→ WHAT NEEDS TO BE DONE: Exact reproduction of the data is required, with images excluded.

─── DATA BLOCK

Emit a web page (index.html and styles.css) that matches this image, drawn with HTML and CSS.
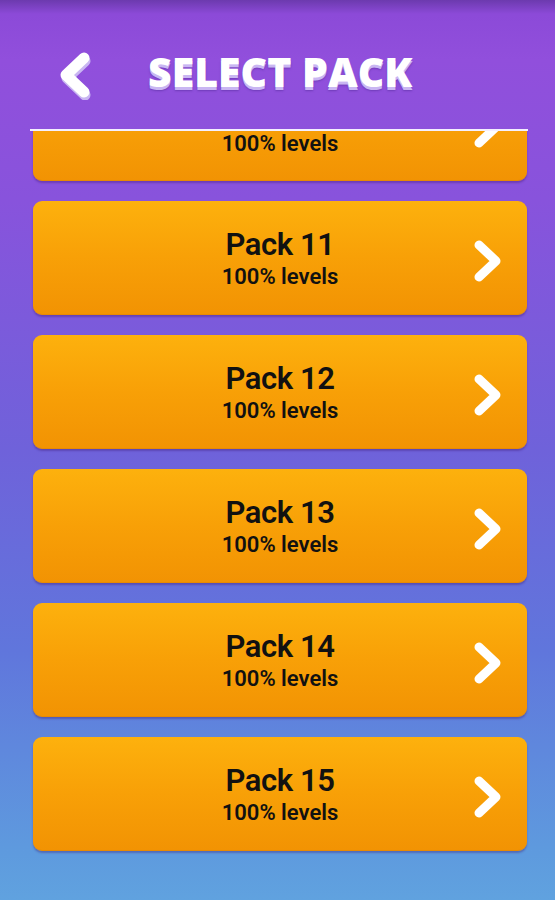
FILE: index.html
```html
<!DOCTYPE html>
<html>
<head>
<meta charset="utf-8">
<link rel="stylesheet" href="styles.css">
</head>
<body>
<div class="screen">
  <header class="header">
    <svg class="back" width="40" height="50" viewBox="0 0 40 50">
      <path d="M30 8 L12 25 L30 42" fill="none" stroke="#c9b6f2" stroke-width="11" stroke-linecap="round" stroke-linejoin="round" transform="translate(1 3)"/>
      <path d="M30 8 L12 25 L30 42" fill="none" stroke="#fff" stroke-width="11" stroke-linecap="round" stroke-linejoin="round"/>
    </svg>
    <h1 class="title">SELECT PACK</h1>
  </header>
  <div class="divider"></div>
  <div class="list">
    <div class="list-inner">
      <div class="card card--partial">
        <div class="card-text"><div class="sub">100% levels</div></div>
        <svg class="chev" width="34" height="46" viewBox="0 0 34 46"><path d="M8 7 L25 23 L8 39" fill="none" stroke="#fff" stroke-width="9" stroke-linecap="round" stroke-linejoin="round"/></svg>
      </div>
      <div class="card">
        <div class="card-text"><div class="name">Pack 11</div><div class="sub">100% levels</div></div>
        <svg class="chev" width="34" height="46" viewBox="0 0 34 46"><path d="M8 7 L25 23 L8 39" fill="none" stroke="#fff" stroke-width="9" stroke-linecap="round" stroke-linejoin="round"/></svg>
      </div>
      <div class="card">
        <div class="card-text"><div class="name">Pack 12</div><div class="sub">100% levels</div></div>
        <svg class="chev" width="34" height="46" viewBox="0 0 34 46"><path d="M8 7 L25 23 L8 39" fill="none" stroke="#fff" stroke-width="9" stroke-linecap="round" stroke-linejoin="round"/></svg>
      </div>
      <div class="card">
        <div class="card-text"><div class="name">Pack 13</div><div class="sub">100% levels</div></div>
        <svg class="chev" width="34" height="46" viewBox="0 0 34 46"><path d="M8 7 L25 23 L8 39" fill="none" stroke="#fff" stroke-width="9" stroke-linecap="round" stroke-linejoin="round"/></svg>
      </div>
      <div class="card">
        <div class="card-text"><div class="name">Pack 14</div><div class="sub">100% levels</div></div>
        <svg class="chev" width="34" height="46" viewBox="0 0 34 46"><path d="M8 7 L25 23 L8 39" fill="none" stroke="#fff" stroke-width="9" stroke-linecap="round" stroke-linejoin="round"/></svg>
      </div>
      <div class="card">
        <div class="card-text"><div class="name">Pack 15</div><div class="sub">100% levels</div></div>
        <svg class="chev" width="34" height="46" viewBox="0 0 34 46"><path d="M8 7 L25 23 L8 39" fill="none" stroke="#fff" stroke-width="9" stroke-linecap="round" stroke-linejoin="round"/></svg>
      </div>
    </div>
  </div>
</div>
</body>
</html>
```
FILE: styles.css
```css
* { box-sizing: border-box; }
html, body { margin: 0; padding: 0; }
body { width: 555px; height: 900px; overflow: hidden; font-family: Roboto, "Open Sans", sans-serif; }
.screen {
  width: 555px; height: 900px;
  display: flex; flex-direction: column;
  background: linear-gradient(180deg, #6c3aae 0px, #8c4ad8 14px, #914fdc 60px, #8853dc 200px, #6f62da 450px, #6076dc 650px, #5e9ade 850px, #60a2df 900px);
}
.header {
  height: 129px; flex: none;
  display: flex; align-items: flex-start;
  padding: 50px 0 0 54px;
}
.back { display: block; }
.title {
  margin: 1px 0 0 54px;
  font-family: "Open Sans", sans-serif;
  font-weight: 800;
  font-size: 41px;
  line-height: 1;
  color: #fff;
  text-shadow: 0 3px 0 #c9b6f2, 0 4px 2px rgba(80,40,150,0.5);
}
.divider {
  height: 2px; flex: none;
  margin: 0 27px 0 30px;
  background: #f4efff;
}
.list { flex: 1; overflow: hidden; padding: 0 28px 0 33px; }
.list-inner { margin-top: -64px; display: flex; flex-direction: column; gap: 20px; }
.card {
  height: 114px;
  border-radius: 9px;
  background: linear-gradient(180deg, #fdb10d 0%, #f8a007 50%, #f29303 100%);
  box-shadow: 0 2px 2px rgba(60,20,110,0.35);
  border-bottom: 1px solid #e88a02;
  display: flex; align-items: flex-start; justify-content: center;
  padding-top: 27px;
  position: relative;
}
.card--partial { padding-top: 65px; }
.card-text { text-align: center; color: #111; }
.name { font-size: 31px; font-weight: 600; line-height: 34px; letter-spacing: -0.4px; margin-bottom: 3px; }
.sub { font-size: 22px; font-weight: 600; line-height: 24px; }
.chev { position: absolute; right: 22px; top: 37px; }
```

──────

→ TASK RESULT:
Emit a web page (index.html and styles.css) that matches this image, drawn with HTML and CSS.
FILE: index.html
```html
<!DOCTYPE html>
<html>
<head>
<meta charset="utf-8">
<link rel="stylesheet" href="styles.css">
</head>
<body>
<div class="screen">
  <header class="header">
    <svg class="back" width="40" height="50" viewBox="0 0 40 50">
      <path d="M30 8 L12 25 L30 42" fill="none" stroke="#c9b6f2" stroke-width="11" stroke-linecap="round" stroke-linejoin="round" transform="translate(1 3)"/>
      <path d="M30 8 L12 25 L30 42" fill="none" stroke="#fff" stroke-width="11" stroke-linecap="round" stroke-linejoin="round"/>
    </svg>
    <h1 class="title">SELECT PACK</h1>
  </header>
  <div class="divider"></div>
  <div class="list">
    <div class="list-inner">
      <div class="card card--partial">
        <div class="card-text"><div class="sub">100% levels</div></div>
        <svg class="chev" width="34" height="46" viewBox="0 0 34 46"><path d="M8 7 L25 23 L8 39" fill="none" stroke="#fff" stroke-width="9" stroke-linecap="round" stroke-linejoin="round"/></svg>
      </div>
      <div class="card">
        <div class="card-text"><div class="name">Pack 11</div><div class="sub">100% levels</div></div>
        <svg class="chev" width="34" height="46" viewBox="0 0 34 46"><path d="M8 7 L25 23 L8 39" fill="none" stroke="#fff" stroke-width="9" stroke-linecap="round" stroke-linejoin="round"/></svg>
      </div>
      <div class="card">
        <div class="card-text"><div class="name">Pack 12</div><div class="sub">100% levels</div></div>
        <svg class="chev" width="34" height="46" viewBox="0 0 34 46"><path d="M8 7 L25 23 L8 39" fill="none" stroke="#fff" stroke-width="9" stroke-linecap="round" stroke-linejoin="round"/></svg>
      </div>
      <div class="card">
        <div class="card-text"><div class="name">Pack 13</div><div class="sub">100% levels</div></div>
        <svg class="chev" width="34" height="46" viewBox="0 0 34 46"><path d="M8 7 L25 23 L8 39" fill="none" stroke="#fff" stroke-width="9" stroke-linecap="round" stroke-linejoin="round"/></svg>
      </div>
      <div class="card">
        <div class="card-text"><div class="name">Pack 14</div><div class="sub">100% levels</div></div>
        <svg class="chev" width="34" height="46" viewBox="0 0 34 46"><path d="M8 7 L25 23 L8 39" fill="none" stroke="#fff" stroke-width="9" stroke-linecap="round" stroke-linejoin="round"/></svg>
      </div>
      <div class="card">
        <div class="card-text"><div class="name">Pack 15</div><div class="sub">100% levels</div></div>
        <svg class="chev" width="34" height="46" viewBox="0 0 34 46"><path d="M8 7 L25 23 L8 39" fill="none" stroke="#fff" stroke-width="9" stroke-linecap="round" stroke-linejoin="round"/></svg>
      </div>
    </div>
  </div>
</div>
</body>
</html>
```
FILE: styles.css
```css
* { box-sizing: border-box; }
html, body { margin: 0; padding: 0; }
body { width: 555px; height: 900px; overflow: hidden; font-family: Roboto, "Open Sans", sans-serif; }
.screen {
  width: 555px; height: 900px;
  display: flex; flex-direction: column;
  background: linear-gradient(180deg, #6c3aae 0px, #8c4ad8 14px, #914fdc 60px, #8853dc 200px, #6f62da 450px, #6076dc 650px, #5e9ade 850px, #60a2df 900px);
}
.header {
  height: 129px; flex: none;
  display: flex; align-items: flex-start;
  padding: 50px 0 0 54px;
}
.back { display: block; }
.title {
  margin: 1px 0 0 54px;
  font-family: "Open Sans", sans-serif;
  font-weight: 800;
  font-size: 41px;
  line-height: 1;
  color: #fff;
  text-shadow: 0 3px 0 #c9b6f2, 0 4px 2px rgba(80,40,150,0.5);
}
.divider {
  height: 2px; flex: none;
  margin: 0 27px 0 30px;
  background: #f4efff;
}
.list { flex: 1; overflow: hidden; padding: 0 28px 0 33px; }
.list-inner { margin-top: -64px; display: flex; flex-direction: column; gap: 20px; }
.card {
  height: 114px;
  border-radius: 9px;
  background: linear-gradient(180deg, #fdb10d 0%, #f8a007 50%, #f29303 100%);
  box-shadow: 0 2px 2px rgba(60,20,110,0.35);
  border-bottom: 1px solid #e88a02;
  display: flex; align-items: flex-start; justify-content: center;
  padding-top: 27px;
  position: relative;
}
.card--partial { padding-top: 65px; }
.card-text { text-align: center; color: #111; }
.name { font-size: 31px; font-weight: 600; line-height: 34px; letter-spacing: -0.4px; margin-bottom: 3px; }
.sub { font-size: 22px; font-weight: 600; line-height: 24px; }
.chev { position: absolute; right: 22px; top: 37px; }
```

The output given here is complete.